Though these developments may have come as a surprise to some proponents of the cryptocurrency, it is important to realize that taxes are imminent, irrespective of the nature of dealings and the asset classes.

Let’s look at a few important pointers that will help in preparing tax returns for filers who bought or sold cryptocurrencies.

Bitcoin Record-Keeping Is Your Responsibility

There are hundreds of brokers, intermediaries, and exchanges that offer cryptocurrency trading. However, none are obligated to provide tax reports to market participants though a few may do so at their own discretion. For instance, Coinbase does provide a "cost basis for taxes" report.

In the end, the individual is responsible for maintaining the necessary records related to their cryptocurrency dealings.

Say, six months back you bought 10 bitcoins at the rate of $3,000 each or may have received them as a payment for work you did for a client. Today, those bitcoins may be worth $9,000 each, putting your potential profit at $6,000 per coin.

It is your responsibility to have the necessary records showing that you received them at the time when they were worth $3,000, and hence your net income is $6,000 per coin. Failing to maintain such transaction data and documents may lead to your holdings being assessed at today’s value of $9,000 each, significantly increasing your tax burden.

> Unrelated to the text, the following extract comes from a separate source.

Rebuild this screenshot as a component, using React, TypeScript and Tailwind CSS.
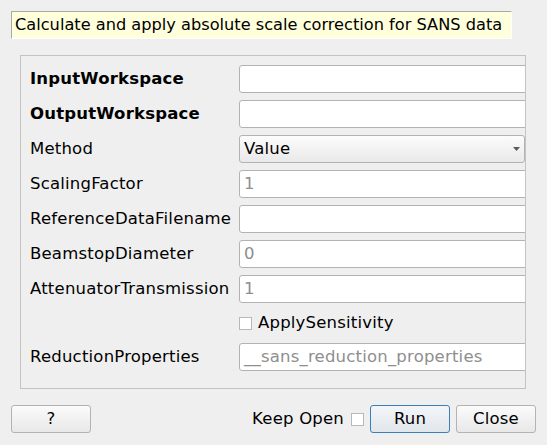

Any dealing in bitcoins may be subject to tax. Say, you received five bitcoins five years ago, and spent one at a coffee shop four years back, spent another two for buying goods at an online portal three years back, and sold the remaining two and got the equivalent dollar amount one month back. For each such transaction on the various dates, you are expected to maintain the dollar equivalent value for each and compute your net dollar income from bitcoins. Your tax liability will be computed accordingly.